Estaba sola en un bosque lúgubre, envuelto en una neblina espesa que apenas permitía ver unos metros más allá. El aire olía a humedad rancia y a algo podrido, como si la muerte caminara entre los árboles. Las ramas crujían a su alrededor, aunque no soplaba viento alguno. Un escalofrío le recorrió la espalda.

—¿Hola...? —murmuró con voz temblorosa.

Un eco burlón respondió desde algún rincón oculto entre las sombras.

—¿Quién anda ahí?

De pronto, una figura emergió lentamente de la niebla. Era una mujer alta, envuelta en una capa negra que parecía flotar como humo denso a su alrededor. Su rostro era pálido como la ceniza, sus ojos rojos ardían como carbones, y una sonrisa torcida marcaba sus labios llenos de malicia.

—Omega débil… —escupió con voz rasposa, cargada de desprecio—. Jamás serás la mujer del Alfa Supremo.

Milagro retrocedió un paso. El miedo le congelaba la sangre, pero la bruja avanzaba con lentitud, alzando una mano huesuda que irradiaba oscuridad.

—Si te metes en mis caminos… morirás.

Una risa cruel retumbó en todo el bosque, como si el mismo suelo se burlara de ella. De pronto, los árboles se sacudieron con violencia, crujieron, se inclinaron... como si algo enorme se moviera entre ellos, algo que no debería existir.

Milagro giró, el corazón batiéndole con una fuerza desesperada, y entonces lo vio.
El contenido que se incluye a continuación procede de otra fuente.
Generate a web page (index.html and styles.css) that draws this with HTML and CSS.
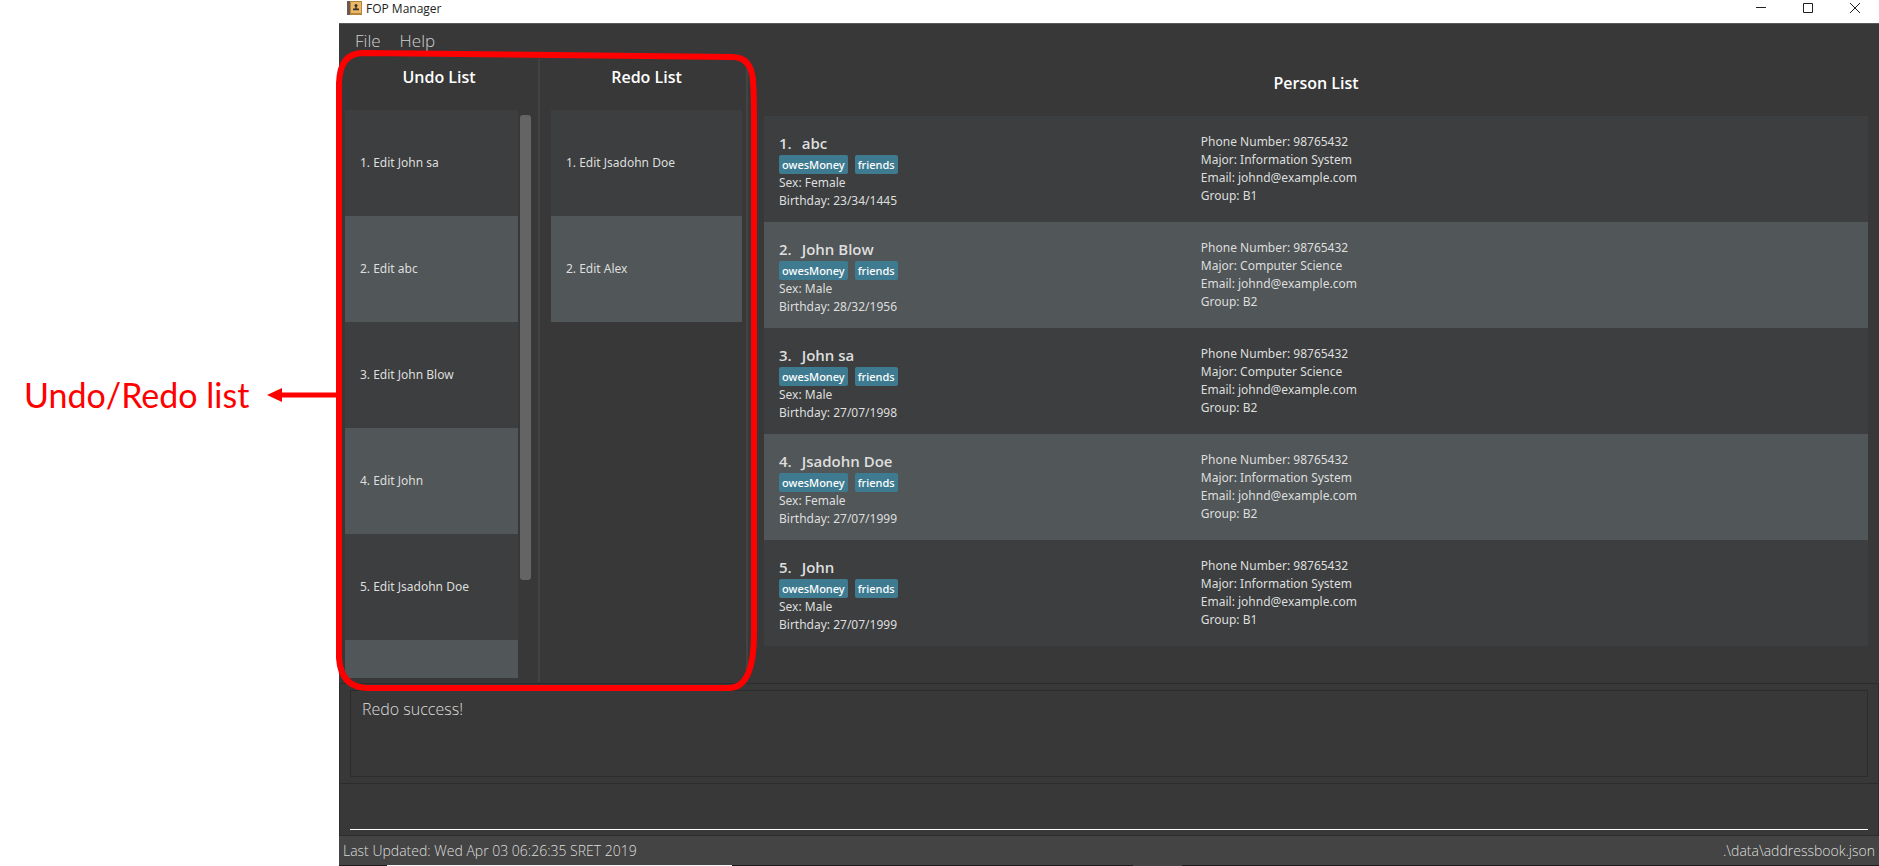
FILE: index.html
```
<!DOCTYPE html>
<html lang="en">
<head>
<meta charset="utf-8">
<title>FOP Manager</title>
<link rel="stylesheet" href="styles.css">
</head>
<body>
<div class="page">
  <aside class="callout">
    <span class="callout-text">Undo/Redo list</span>
    <svg class="callout-arrow" viewBox="0 0 72 16" aria-hidden="true"><path d="M0 8 15 1V15Z" fill="#f00"/><path d="M13 8H72" stroke="#f00" stroke-width="5"/></svg>
  </aside>

  <div class="window">
    <header class="titlebar">
      <svg class="app-icon" viewBox="0 0 16 16" aria-hidden="true">
        <rect x="0" y="1" width="15" height="14" fill="#b98338"/>
        <rect x="4" y="2" width="10" height="11" fill="#e9b868"/>
        <rect x="0" y="1" width="3" height="14" fill="#6a5a52"/>
        <circle cx="9" cy="5.500" r="1.500" fill="#3b3026"/>
        <path d="M8.300 6h1.400v2.500h2.300v1.800h-6V8.500h2.300z" fill="#3b3026"/>
      </svg>
      <span class="app-title">FOP Manager</span>
      <div class="window-buttons">
        <button type="button" aria-label="Minimize"><svg viewBox="0 0 12 12"><path d="M1 5.500H11" /></svg></button>
        <button type="button" aria-label="Maximize"><svg viewBox="0 0 12 12"><path d="M1.500 1.500H10.500V10.500H1.500Z"/></svg></button>
        <button type="button" aria-label="Close"><svg viewBox="0 0 12 12"><path d="M1 1 11 11M11 1 1 11"/></svg></button>
      </div>
    </header>

    <nav class="menubar">
      <button type="button">File</button>
      <button type="button">Help</button>
    </nav>

    <main class="content">
      <section class="history">
        <div class="history-panel undo">
          <h2>Undo List</h2>
          <div class="scroll-area">
            <ul class="cells">
              <li>1. Edit John sa</li>
              <li>2. Edit abc</li>
              <li>3. Edit John Blow</li>
              <li>4. Edit John</li>
              <li>5. Edit Jsadohn Doe</li>
              <li></li>
            </ul>
            <div class="scrollbar"><div class="thumb"></div></div>
          </div>
        </div>
        <div class="history-panel redo">
          <h2>Redo List</h2>
          <ul class="cells">
            <li>1. Edit Jsadohn Doe</li>
            <li>2. Edit Alex</li>
          </ul>
        </div>
        <svg class="highlight" viewBox="0 0 428 644" preserveAspectRatio="none" aria-hidden="true">
          <path d="M30 5 399 9Q418 9 420 32Q421 45 421 70V585Q421 640 396 640H35Q8 640 6 610V35Q7 5 30 5Z"/>
        </svg>
      </section>

      <section class="persons">
        <h2>Person List</h2>
        <ul class="person-cells">
          <li>
            <div class="who"><h3><span>1.</span><span>abc</span></h3><div class="tags"><span>owesMoney</span><span>friends</span></div><p>Sex: Female</p><p>Birthday: 23/34/1445</p></div>
            <div class="details"><p>Phone Number: 98765432</p><p>Major: Information System</p><p>Email: johnd@example.com</p><p>Group: B1</p></div>
          </li>
          <li>
            <div class="who"><h3><span>2.</span><span>John Blow</span></h3><div class="tags"><span>owesMoney</span><span>friends</span></div><p>Sex: Male</p><p>Birthday: 28/32/1956</p></div>
            <div class="details"><p>Phone Number: 98765432</p><p>Major: Computer Science</p><p>Email: johnd@example.com</p><p>Group: B2</p></div>
          </li>
          <li>
            <div class="who"><h3><span>3.</span><span>John sa</span></h3><div class="tags"><span>owesMoney</span><span>friends</span></div><p>Sex: Male</p><p>Birthday: 27/07/1998</p></div>
            <div class="details"><p>Phone Number: 98765432</p><p>Major: Computer Science</p><p>Email: johnd@example.com</p><p>Group: B2</p></div>
          </li>
          <li>
            <div class="who"><h3><span>4.</span><span>Jsadohn Doe</span></h3><div class="tags"><span>owesMoney</span><span>friends</span></div><p>Sex: Female</p><p>Birthday: 27/07/1999</p></div>
            <div class="details"><p>Phone Number: 98765432</p><p>Major: Information System</p><p>Email: johnd@example.com</p><p>Group: B2</p></div>
          </li>
          <li>
            <div class="who"><h3><span>5.</span><span>John</span></h3><div class="tags"><span>owesMoney</span><span>friends</span></div><p>Sex: Male</p><p>Birthday: 27/07/1999</p></div>
            <div class="details"><p>Phone Number: 98765432</p><p>Major: Information System</p><p>Email: johnd@example.com</p><p>Group: B1</p></div>
          </li>
        </ul>
      </section>
    </main>

    <section class="result">
      <textarea readonly aria-label="Result">Redo success!</textarea>
    </section>
    <section class="command">
      <input type="text" aria-label="Command">
    </section>
    <footer class="statusbar">
      <span>Last Updated: Wed Apr 03 06:26:35 SRET 2019</span>
      <span>.\data\addressbook.json</span>
    </footer>
    <div class="desktop-edge"><i class="lead"></i><i class="light"></i><i class="gap"></i><i class="mid"></i></div>
  </div>
</div>
</body>
</html>
```
FILE: styles.css
```
* { box-sizing: border-box; }
body {
  margin: 0;
  background: #fff;
  font-family: "Noto Sans", "Open Sans", sans-serif;
  font-size: 12px;
  line-height: 18px;
  color: #dedede;
}
h2, h3, p, ul { margin: 0; padding: 0; font-weight: 400; }
ul { list-style: none; }
button, input, textarea { font: inherit; color: inherit; border: 0; background: none; padding: 0; }

.page { display: grid; grid-template-columns: 339px minmax(0, 1fr); height: 100vh; overflow: hidden; }

.callout {
  display: flex;
  align-items: center;
  justify-content: space-between;
  padding: 0 0 77px 24px;
  color: #f00;
  font-family: Lato, sans-serif;
  font-size: 34px;
  line-height: 40px;
  white-space: nowrap;
}
.callout-arrow { width: 72px; height: 16px; }

.window { display: flex; flex-direction: column; min-height: 0; min-width: 0; background: #383838; }

.titlebar { display: flex; align-items: flex-start; height: 23px; background: #fff; color: #222; padding: 0 18px 0 8px; font-family: "Open Sans", sans-serif; line-height: 17px; }
.app-icon { width: 16px; height: 16px; margin-right: 3px; }
.window-buttons { display: flex; gap: 35px; margin-left: auto; padding-top: 2px; }
.window-buttons button { width: 12px; height: 12px; display: flex; }
.window-buttons svg { width: 12px; height: 12px; fill: none; stroke: #222; stroke-width: 1; }

.menubar { display: flex; gap: 19px; height: 35px; padding: 6px 16px 0; border-top: 1px solid #5a5a5a; font-family: "Open Sans", sans-serif; font-size: 17px; line-height: 22px; font-weight: 300; color: #d0d0d0; }
.menubar button { display: block; height: 22px; }

.content { display: flex; flex: 1; min-height: 0; }
h2 { text-align: center; color: #fff; font-family: "Open Sans", sans-serif; font-size: 16px; line-height: 22px; font-weight: 600; }

.history { position: relative; display: flex; width: 409px; padding: 1px 0; }
.history-panel { display: flex; flex-direction: column; min-height: 0; padding: 7px 5px 4px; border-right: 2px solid #434343; }
.history-panel h2 { margin-bottom: 22px; }
.undo { width: 201px; padding-left: 6px; }
.redo { flex: 1; padding-left: 11px; padding-right: 4px; }
.scroll-area { display: flex; flex: 1; min-height: 0; }
.cells { flex: 1; min-height: 0; overflow: hidden; }
.cells li { display: flex; align-items: center; height: 106px; padding: 0 15px; background: #3c3e3f; }
.cells li:nth-child(even), .person-cells li:nth-child(even) { background: #515658; }
.scrollbar { width: 15px; padding: 5px 2px 98px; }
.thumb { height: 100%; border-radius: 3px; background: #646464; }
.highlight { position: absolute; left: -6px; top: -10px; width: 428px; height: 644px; z-index: 1; fill: none; stroke: #f00; stroke-width: 6; pointer-events: none; }

.persons { flex: 1; min-width: 0; padding: 14px 11px 0 16px; }
.persons h2 { margin-bottom: 22px; }
.person-cells li { display: flex; height: 106px; padding: 17px 15px 0; background: #3c3e3f; }
.who { flex: 0 0 39%; }
.who h3 { display: flex; gap: 10px; font-family: "Open Sans", sans-serif; font-size: 15px; line-height: 20px; font-weight: 600; }
.tags { display: flex; gap: 7px; margin: 2px 0 0; }
.tags span { padding: 0 3px; border-radius: 2px; background: #3e7b91; color: #fff; font-size: 11px; line-height: 19px; font-weight: 500; }
.details { padding: 0 3px; }

.result { height: 101px; padding: 6px 10px 6px; border: 1px solid #2c2c2c; }
.result textarea { display: block; width: 100%; height: 87px; padding: 6px 11px; border: 1px solid #2c2c2c; resize: none; outline: 0; font-family: "Open Sans", sans-serif; font-size: 16px; line-height: 24px; font-weight: 300; }
.command { height: 52px; padding: 0 10px 5px; border: 1px solid #2c2c2c; border-top: 0; }
.command input { display: block; width: 100%; height: 46px; border-bottom: 1px solid #fff; outline: 0; font-size: 16px; }
.statusbar { display: flex; justify-content: space-between; height: 29px; padding: 4px; background: #444; font-family: "Open Sans", sans-serif; font-size: 14px; line-height: 22px; font-weight: 300; }
.desktop-edge { display: flex; height: 1px; background: #1c1c1c; }
.lead { width: 48px; }
.light { width: 345px; background: #f4f4f4; }
.gap { width: 401px; }
.mid { width: 49px; background: #444; }
```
Desde los arbustos, un lobo gigantesco, negro como la noche sin luna, emergió con un gruñido feroz. Sus ojos dorados brillaban con intensidad sobrenatural, y su sola presencia lo llenaba todo, imponente, salvaje, protectora. Sin vacilar, se colocó frente a Milagro, interponiéndose entre ella y la bruja, como un guardián ancestral que despertaba solo para defenderla.

—No la escuches —dijo una voz grave, que parecía salir directamente del lobo.

La bruja siseó con furia, retrocedió unos pasos, pero su mirada no se apartó de Milagro.

—Eres mía, Omega —gruñó con veneno en cada sílaba—. No escaparás de mí para siempre.

Y con una última carcajada maldita, se desvaneció en la niebla, como si nunca hubiera estado allí.